In 2019, the Unlawful Activities (Prevention) Act, 1967, was amended and now has ‘special measures’ to deal with terrorism, including shifting the burden of proof onto the accused, and making bail the exception, not the rule. “The draconian nature of UAPA has been amply proved by the Bhima Koregaon case in which as many as 16 citizens, activists and teachers and writers among them, have been arrested and held without a trial. One of these 16 political prisoners, 84-year-old Jesuit Fr Stan Swamy, an activist for Adivasi rights, died in detention. Five out of the 15 — Sudha Bharadwaj, Varavara Rao, Anand Teltumbde, Arun Ferreira and Vernon Gonsalves — are out of jail on bail. Gautam Navlakha is under house arrest. The others continue to languish in jail.”
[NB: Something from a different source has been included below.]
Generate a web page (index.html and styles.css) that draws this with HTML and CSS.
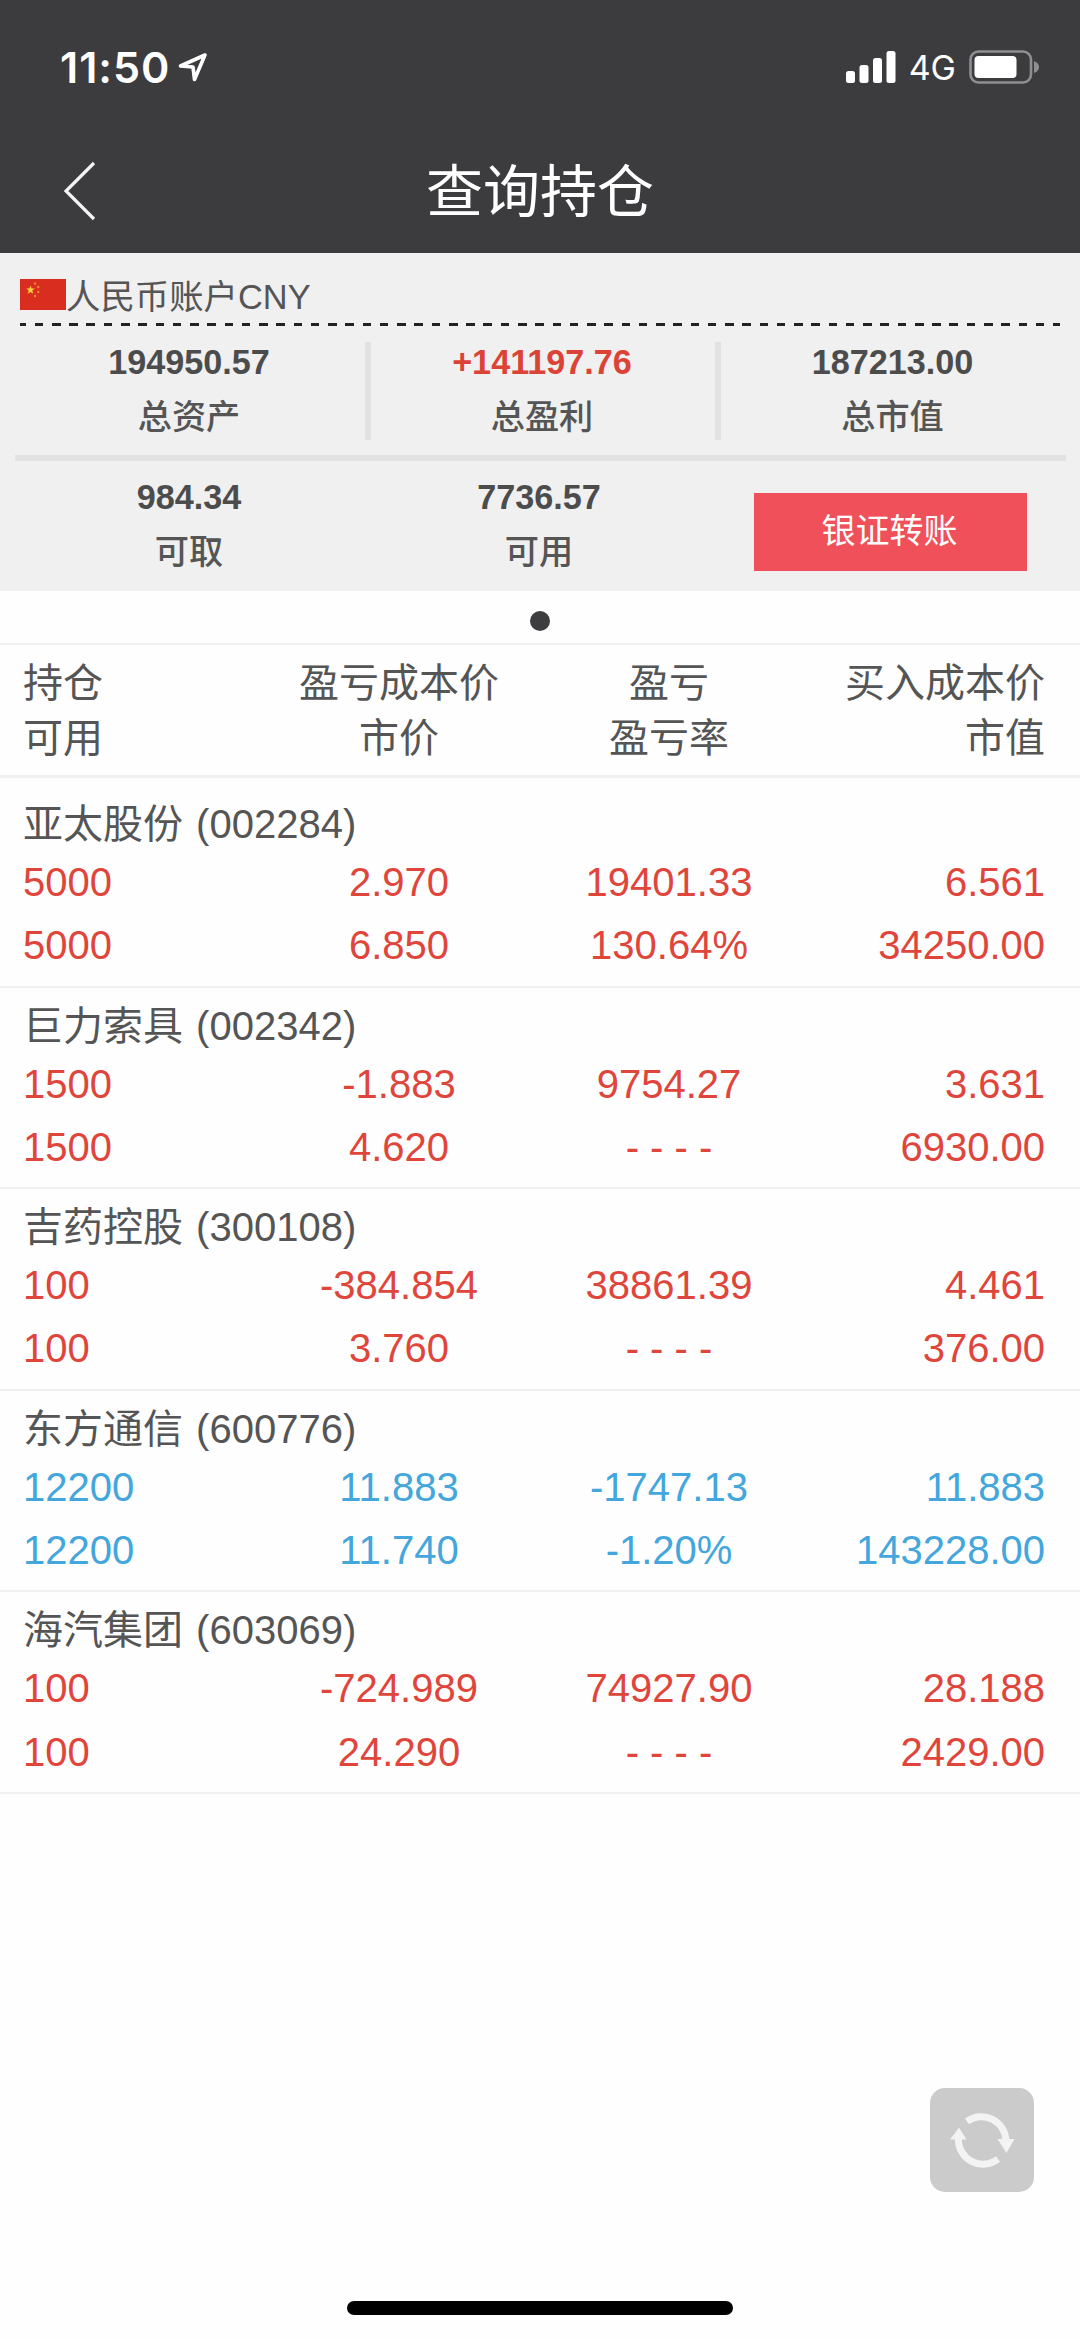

UAPA can now be used against individuals who are labelled terrorists. The amendment violates the principle of innocence till proven guilty, as also the International Covenant on Civil and Political Rights (1967). Purkayastha is in jail now under this law. He knew that sooner or later he would be arrested by the Modi government. He has studied law in detail. “No objective criterion has been laid for categorisation, and the government has been provided with ‘unfettered powers’ to declare an individual as a terrorist.”

Purkayastha writes towards the end of the book: “I am as old as the Indian republic. I have learnt how I can be part of my rich, diverse country, and, equally, part of the fascinating, complex larger world. All I need to do is fight for a better world for all. Living politics needs, of course, a firm commitment to struggling for equality — in the broadest emancipatory sense — and justice for all, both within the country and among countries. But on a day-to-day basis, living politics means sustained work to build movements; to build a strong network, an alliance of movements. People’s movements provide the larger world with its only rays of hope. And for me, in my life, they have taught me meaning and given me purpose.”

(Prabir Purkayastha was arrested under UAPA soon after completing this manuscript. He remains in jail at the time of this review of his book).